Centre’s steps may not stop rupee sliding: economists

‘External sources key to fall in rupee’
The measures announced by Finance Minister Arun Jaitley on Friday to address widening current account deficit and attract inflows to stabilise the currency may not yield result immediately and the rupee could be under further pressure. The steps were primarily aimed at easing conditions related to external commercial borrowings, hedging conditions for infrastructure loans, and relaxing restrictions on masala bonds. “The government believes these measures could lead to additional capital flows to the tune of $5 billion-$10 billion and limit currency pressures to some degree. We are doubtful about the impact of such measures in the immediate future,” Abheek Barua, chief economist, HDFC Bank said in a note.

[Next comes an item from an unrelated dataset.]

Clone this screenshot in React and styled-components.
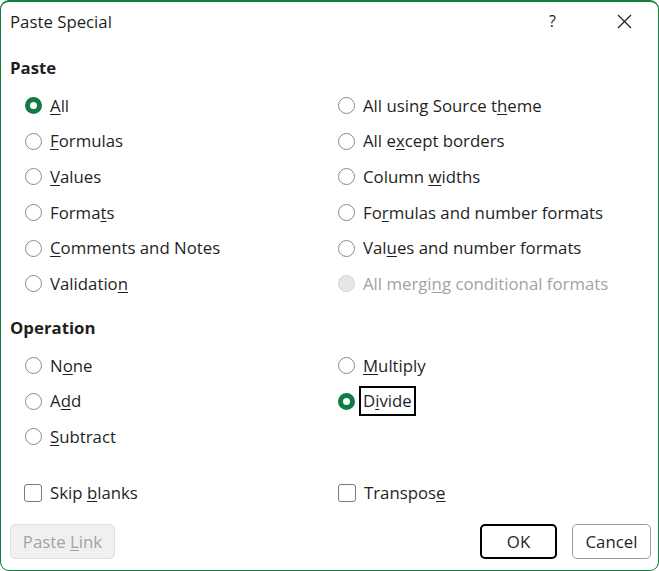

The rupee went close to 73 per dollar last week, weakening by about 13% in 2018 on the back of rising oil prices and widening current account deficit. Concerns over trade wars have also made emerging market currencies vulnerable, along with the strengthening dollar. The capital account measures announced are unlikely to result in any significant shift in fund flows in the immediate future since these are better suited when the sentiment in the global market is positive towards emerging markets and when it is relatively easy for emerging market corporates to raise money abroad, Mr. Barua added. Currency experts, while appreciating that the Centre avoided any knee jerk reaction since the primary source of the rupee weakening is coming from external sources, said the rupee could depreciate again and test the 73-to-a-dollar mark.
‘Will attract inflows’
“It is good that there was no knee-jerk reaction from the government, like NRI deposits schemes etc. because the main reason for the rupee’s weakness is coming from external sources. The steps… will help attract inflows in the long run,” said Anindya Banerjee, currency strategist at Kotak Securities, The rupee, which had strengthened in the last two trading sessions in anticipation of the measures, could start weakening again. On Friday, it closed at 71.86 to a dollar, appreciating 0.3% over its previous close.
“Rupee may depreciate as long as the external factors are in play. It may touch 73 a dollar levels. We expect announcement of the separate dollar window for oil marketing companies which may help the [rupee]” Mr. Banerjee said. The $400 billion of foreign exchange reserves is a source of comfort for the currency but reserves have depleted in the last few months.